One of the major issues surrounding divorce is that of spousal support (also known as spousal maintenance). Along with child custody, support and visitation rights, it needs to be fully worked out as part of the terms of agreement following a divorce. The basic principle behind spousal support, more commonly known as alimony, is that the spouse with the higher income has an obligation to ensure the reasonable needs of the spouse with the lower income are met. Alimony is not compulsory, and whether or not it is granted by the courts can be influenced by a number of factors. These include:
- The length of the time the couple was married.
- The contributions each spouse made to the marriage.
- The chances of a spouse who is unemployed finding employment.
- The income and other financial assets of each spouse.
- The custodial responsibilities of each spouse.
The courts can also consider other factors such as the cost of health insurance, and any damages or judgments suffered by one spouse because of the criminal convictions of the other in which the spouse or their children were victims.
The duration of a marriage is an area needing careful consideration, both in terms of contributions previously made by the spouse now seeking support, and the reluctance of the courts to award support to those seeking to gain financial advantage. In addition, Arizona courts now take into account the ability of either spouse to contribute to a child’s education. For example, contributions to a child’s college fund could be a condition of alimony being granted.

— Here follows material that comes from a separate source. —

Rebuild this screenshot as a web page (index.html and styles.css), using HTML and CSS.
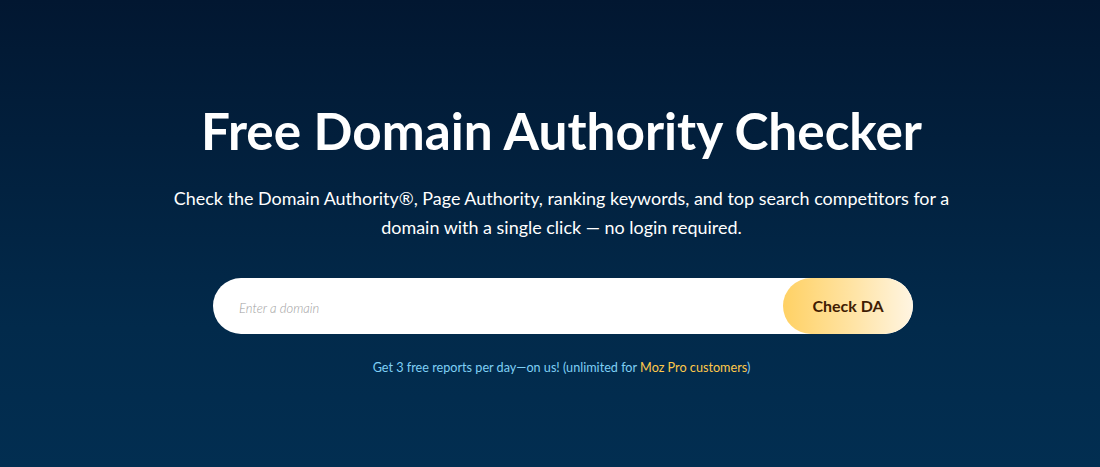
FILE: index.html
```html
<!DOCTYPE html>
<html lang="en">
<head>
<meta charset="utf-8">
<title>Free Domain Authority Checker</title>
<link rel="stylesheet" href="styles.css">
</head>
<body>
<main class="hero">
  <h1 class="title">Free Domain Authority Checker</h1>
  <p class="lead">Check the Domain Authority®, Page Authority, ranking keywords, and top search competitors for a domain with a single click — no login required.</p>
  <form class="search">
    <input class="search-input" type="text" placeholder="Enter a domain">
    <button class="search-btn" type="button">Check DA</button>
  </form>
  <p class="note">Get 3 free reports per day—on us! (unlimited for <a class="note-link" href="#">Moz Pro customers</a>)</p>
</main>
</body>
</html>
```

FILE: styles.css
```css
html, body {
  margin: 0;
  padding: 0;
  height: 100%;
}
body {
  font-family: Lato, "Open Sans", sans-serif;
  background: linear-gradient(180deg, #021731 0%, #022a4b 70%, #022e51 100%);
  color: #fff;
}
.hero {
  display: flex;
  flex-direction: column;
  align-items: center;
  padding: 98px 0 0 23px;
}
.title {
  margin: 0;
  font-size: 51.3px;
  font-weight: 700;
  line-height: 64px;
  letter-spacing: 0;
}
.lead {
  margin: 22px 0 0;
  width: 800px;
  text-align: center;
  font-size: 17.95px;
  line-height: 29px;
}
.search {
  margin: 36px 0 0 3px;
  width: 700px;
  height: 56px;
  display: flex;
  background: #fff;
  border-radius: 28px;
  overflow: hidden;
}
.search-input {
  flex: 1;
  border: 0;
  outline: 0;
  padding: 4px 0 0 26px;
  font-family: Lato, sans-serif;
  font-size: 13px;
  background: transparent;
}
.search-input::placeholder {
  color: #a0a0a0;
  font-style: italic;
  font-weight: 300;
}
.search-btn {
  width: 130px;
  border: 0;
  border-radius: 28px;
  padding: 0 0 2px;
  background: linear-gradient(90deg, #ffd164 0%, #ffe4a6 55%, #fff5e2 100%);
  color: #3f1c03;
  font-family: Lato, sans-serif;
  font-weight: 700;
  font-size: 16px;
}
.note {
  margin: 26px 0 0;
  font-size: 12.65px;
  color: #7fd0f5;
}
.note-link {
  color: #ffc94a;
  text-decoration: none;
}
```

Calculating Spousal Support / Alimony
There are many complex issues surrounding calculating the amount of spousal support to be awarded. Factors that the courts can take into account include the standard of living established by a partner during their marriage, and any falsehoods regarding income that a partner might have presented to the court. It is possible that a court may consider a wife’s social position when awarding alimony, but this does not mean that she will automatically be entitled to be kept at the same standard of living she enjoyed when she was married. Equally, no spouse is obliged to support their former partner above their normal standard of living.

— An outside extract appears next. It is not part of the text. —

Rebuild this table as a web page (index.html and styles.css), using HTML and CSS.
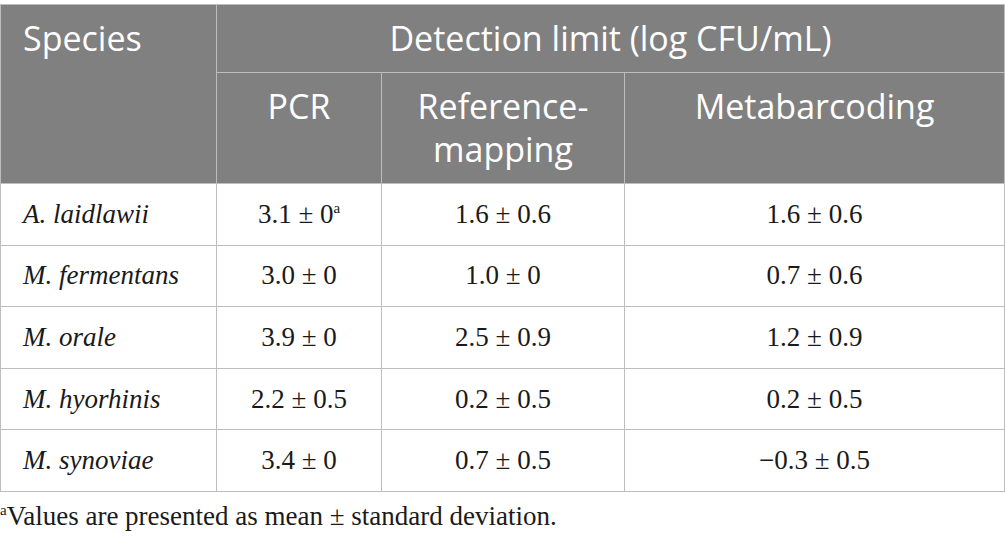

Spousal Support & Marital Misconduct
Previously a wife could be denied alimony on the grounds of misconduct. Arizona state law has now been changed, however, and specifically states that the awarding of spousal support shall be made “without regard to marital misconduct.” Grounds for denial that can be considered include excessive or abnormal expenditure, or the destruction, concealment or fraudulent disposal of marital property.
The age of a spouse is another factor the court may take into account, particularly if it is unlikely they will have the opportunity to become self-sufficient. The deadline to petition the court regarding non-payment or arrears in spousal support is no later than three years after the date the alimony was awarded.
All these matters are in the hands of the judge presiding over the case. There is no specific formula in Arizona law for calculating the level of spousal support. The judge also has the discretion to decide on the length of time alimony remains in force. It can end when the spouse obtains employment or starts receiving social security payments. In some cases it will only apply while the spouse is undertaking retraining or rehabilitation. The court has extensive powers to ensure alimony is collected, such as intercepting an income tax refund due to the partner paying alimony. Because of these reasons it is important to have a Spousal Support Attorney on your side, someone who knows the intricacies of Arizona divorce law.
The courts prefer it if divorcing couples can come to an agreement themselves regarding spousal support. This is not always possible, however, and it can be a difficult issue to resolve. It would therefore be best to enlist the services of a Phoenix Spousal Support lawyer who can negotiate with the other spouse’s attorney to reach an agreement, thereby avoiding high court costs. If the matter cannot be resolved amicably and has to go before a judge, a lawyer’s expert advice and experience in defending a client’s rights and interests will be invaluable.